What came to follow was this new Wiz who wasn’t after TGOD so much anymore, but after the subtle and catchy hook and learning how to sing.  His many ventures from this point would have him dating the one and only Amber Rose, part two projects, and trading in the snap for more of a fedora type.  They say you can’t teach a dog new tricks, but they neglected to mention the fact that dogs teaching themselves new tricks proves even more difficult.  One old trick Wiz won’t quit is the promotional mixtape he’ll release before his next album.  In this case, we had the wretched, intolerable single “We Dem Boyz” back in February to promote Blacc Hollywood, Khalifa’s next LP.  But the setbacks on its release, apparently, are due to the now called “Trap Wiz” being thrown in the overnight tank, in which he posted (from jail) “#FreeTrapWiz,” further promoting what was released as soon as he was, 28 Grams.

The freshest mixtape from Khalifa sits at 28 tracks; an enduring project to say the least, even for a free download off datpiff.  After just track one “Aw shit”, where he reminds his listener that 28 grams is an ounce, we wonder if he either has forgotten who sits in his audience, or knows them entirely and thus knows they need reminding of what would have been easy knowledge for anyone downloading Kush and OJ a few years ago.

An artist who becomes comfortable with his or her fame and status is an artist who will prove to show minimal growth as they continue to create.  Other than the pleasant EP collaboration last year with Curren$y, Live in Concert, Wiz hasn’t had much happening until now.   We’ve been presented another seeming advancement in his craft while keeping up with modern trends – trap.  Filled with lazy auto-tuned hooks that drag on, simple trap claps and plenty of “producer intros”, 28 Grams seems to be just another project where Wiz can talk about how he only smokes papers for yet another time.  He has pushed his fans out of their comfort zones, as he steps out of his and into his take at what TGOD music can be now.

“How To Be Real” represents pretty firmly where Wiz, excuse me, Trap Wiz, now stands with his own music.  Not only one of the worst hooks you’ll hear all year, next to “We Dem Boyz,” but “If I didn’t have a deal/ I’d still have a meal/my niggas thuggin out in public/ fuck it/ I guess no one showed you how to be real” isn’t even as bad as how he portrays it.  We can’t help but wonder if Wiz even cares if his followers even take pleasure in his music now, since he knows either way it’s going to be listened to by somebody – hence the metric system reminder right off the bat.

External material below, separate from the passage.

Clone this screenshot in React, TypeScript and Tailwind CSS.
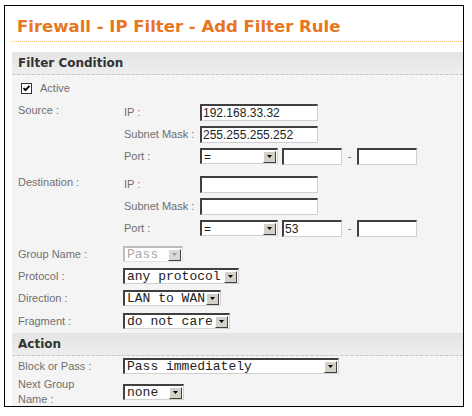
import { ReactNode } from 'react';

const labelFont = { fontFamily: '"Liberation Sans", Arial, sans-serif' };
const monoFont = { fontFamily: '"Liberation Mono", "Courier New", monospace' };

function Arrow({ disabled }: { disabled?: boolean }) {
  return (
    <div
      className={`flex h-[12px] w-[13px] shrink-0 items-center justify-center border border-t-white border-l-white border-r-[#404040] border-b-[#404040] ${
        disabled ? 'bg-[#d8d8d8]' : 'bg-[#d4d0c8]'
      }`}
    >
      <svg width="5" height="3" viewBox="0 0 5 3">
        <path d="M0 0h5L2.5 3z" fill={disabled ? '#9a9a9a' : '#000'} />
      </svg>
    </div>
  );
}

function Select({ value, width, disabled, mono = true }: { value: string; width: number; disabled?: boolean; mono?: boolean }) {
  return (
    <div
      className={`flex h-[16px] items-center justify-between border border-t-2 border-l-2 bg-white pr-[1px] ${
        disabled ? 'border-t-[#bdbdbd] border-l-[#bdbdbd] border-r-[#e0e0e0] border-b-[#e0e0e0]' : 'border-t-[#404040] border-l-[#404040] border-r-[#d0d0d0] border-b-[#d0d0d0]'
      }`}
      style={{ width }}
    >
      <span
        className={`pl-[2px] leading-none whitespace-pre ${mono ? 'text-[13px]' : 'text-[12px]'} ${disabled ? 'text-[#a8a8a8]' : 'text-[#222]'}`}
        style={mono ? monoFont : labelFont}
      >
        {value}
      </span>
      <Arrow disabled={disabled} />
    </div>
  );
}

function Input({ value = '', width }: { value?: string; width: number }) {
  return (
    <div
      className="flex h-[17px] items-center border border-t-2 border-l-2 border-t-[#404040] border-l-[#404040] border-r-[#d0d0d0] border-b-[#d0d0d0] bg-white pl-[1px] text-[12px] leading-none text-[#222]"
      style={{ width, ...labelFont }}
    >
      {value}
    </div>
  );
}

function Row({ label, children, className = '' }: { label: ReactNode; children: ReactNode; className?: string }) {
  return (
    <div className={`flex h-[22px] items-center ${className}`}>
      <div className="w-[105px] shrink-0 text-[11px] text-[#707070]" style={labelFont}>
        {label}
      </div>
      {children}
    </div>
  );
}

function SubRow({ label, children }: { label: string; children: ReactNode }) {
  return (
    <div className="flex h-[22px] items-center">
      <div className="w-[77px] shrink-0 pl-[1px] text-[11px] text-[#707070]" style={labelFont}>
        {label}
      </div>
      {children}
    </div>
  );
}

function PortRow({ from = '' }: { from?: string }) {
  return (
    <SubRow label="Port :">
      <Select value="=" width={78} mono={false} />
      <div className="ml-[4px]">
        <Input width={60} value={from} />
      </div>
      <span className="w-[15px] text-center text-[11px] text-[#707070]" style={labelFont}>
        -
      </span>
      <Input width={60} />
    </SubRow>
  );
}

function AddressBlock({ label, ip = '', mask = '', port = '', className = '' }: { label: string; ip?: string; mask?: string; port?: string; className?: string }) {
  return (
    <div className={`flex ${className}`}>
      <div className="w-[105px] shrink-0 pt-[1px] text-[11px] text-[#707070]" style={labelFont}>
        {label}
      </div>
      <div className="flex flex-col">
        <SubRow label="IP :">
          <Input width={118} value={ip} />
        </SubRow>
        <SubRow label="Subnet Mask :">
          <Input width={118} value={mask} />
        </SubRow>
        <PortRow from={port} />
      </div>
    </div>
  );
}

function SectionHeader({ title }: { title: string }) {
  return (
    <div
      className="flex h-[23px] items-center border-b border-dashed border-[#c8c8c8] bg-gradient-to-b from-[#e4e4e4] to-[#eeeeee] pl-[6px] text-[12px] font-bold text-[#333]"
      style={{ fontFamily: '"DejaVu Sans", Verdana, sans-serif' }}
    >
      {title}
    </div>
  );
}

export default function App() {
  return (
    <div className="h-[416px] w-[472px] overflow-hidden bg-white pt-[5px] pl-[4px]">
      <div className="h-[402px] w-[460px] overflow-hidden border border-black bg-white">
        <div
          className="flex h-[35px] items-end pb-[6px] pl-[12px] text-[16.5px] leading-none font-bold text-[#e8761e]"
          style={{ fontFamily: '"DejaVu Sans", Verdana, sans-serif' }}
        >
          Firewall - IP Filter - Add Filter Rule
        </div>
        <div className="ml-[7px] border-b border-dotted border-[#f2bf7f]" />
        <div className="mt-[10px] ml-[7px] bg-[#f4f4f4]">
          <SectionHeader title="Filter Condition" />
          <div className="pl-[6px]">
            <div className="mt-[2px] flex h-[22px] items-center pl-[3px]">
              <div className="flex h-[11px] w-[11px] items-center justify-center border border-[#333] bg-white">
                <svg width="9" height="9" viewBox="0 0 9 9">
                  <path d="M1.5 4l2 2.2L7.5 1.8" stroke="#000" strokeWidth="1.8" fill="none" />
                </svg>
              </div>
              <span className="ml-[8px] text-[11px] text-[#707070]" style={labelFont}>
                Active
              </span>
            </div>
            <AddressBlock label="Source :" ip="192.168.33.32" mask="255.255.255.252" className="mt-[2px]" />
            <AddressBlock label="Destination :" port="53" className="mt-[6px]" />
            <Row label="Group Name :" className="mt-[4px]">
              <Select value="Pass" width={60} disabled />
            </Row>
            <Row label="Protocol :">
              <Select value="any protocol" width={116} />
            </Row>
            <Row label="Direction :">
              <Select value="LAN to WAN" width={98} />
            </Row>
            <Row label="Fragment :" className="mt-[1px]">
              <Select value="do not care" width={107} />
            </Row>
          </div>
          <div className="mt-[1px]">
            <SectionHeader title="Action" />
          </div>
          <div className="pl-[6px]">
            <Row label="Block or Pass :" className="-mt-[1px]">
              <Select value="Pass immediately" width={216} />
            </Row>
            <div className="flex h-[30px] items-center">
              <div className="w-[105px] shrink-0 text-[11px] leading-[15px] text-[#707070]" style={labelFont}>
                Next Group
                <br />
                Name :
              </div>
              <Select value="none" width={61} />
            </div>
          </div>
        </div>
      </div>
    </div>
  );
}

The meat of the mixtape is unsharpened and unpolished, Wiz just trapping and trolling along about the same old thing, in a new way that does not work for him.  The other portion of the tape features the Wiz that we all know and love – but perhaps T-Pain should be called in to engineer the new auto-tune Wiz attempts throughout the project, because shit’s not working out.  “On a Plane” features an absolutely delightful vocal sample, and could easily be a Rolling Papers b-side.  “Something Special” show-and-tells a jazzy atmosphere with a Thundercat feature.  But from start to finish, these breaks, one could call them, are simply a relief from the washed up majority of the tape, where Wiz persistently insists to make his new tricks work.

Surely it’s all in good fun though, as Mac Miller’s newest work Faces bumps at 24 tracks, and wasn’t necessarily intended to be listened to all in one sitting.  The same could be said for 28 Grams, as we pick and choose the ones we vibe to, tolerate, or can’t stand – it’s all relative.  Take the oversized project as you will.  Perhaps Wiz should have picked up a complete idiot’s guide to Trap Music on the way to the slammer, I’m sure the cops wouldn’t have minded much since they already allowed him to tweet from his jail cell.  Once in the cut, now in the trap, I can guarantee this won’t be the newest cap that Wiz Khalifa tries on.  We’ve all been hat shopping, and you know as well as I do that nobody really looks good in a fedora.  But whether he can rock his next hat or not, it’s been made clear now that Khalifa is still going to wear it.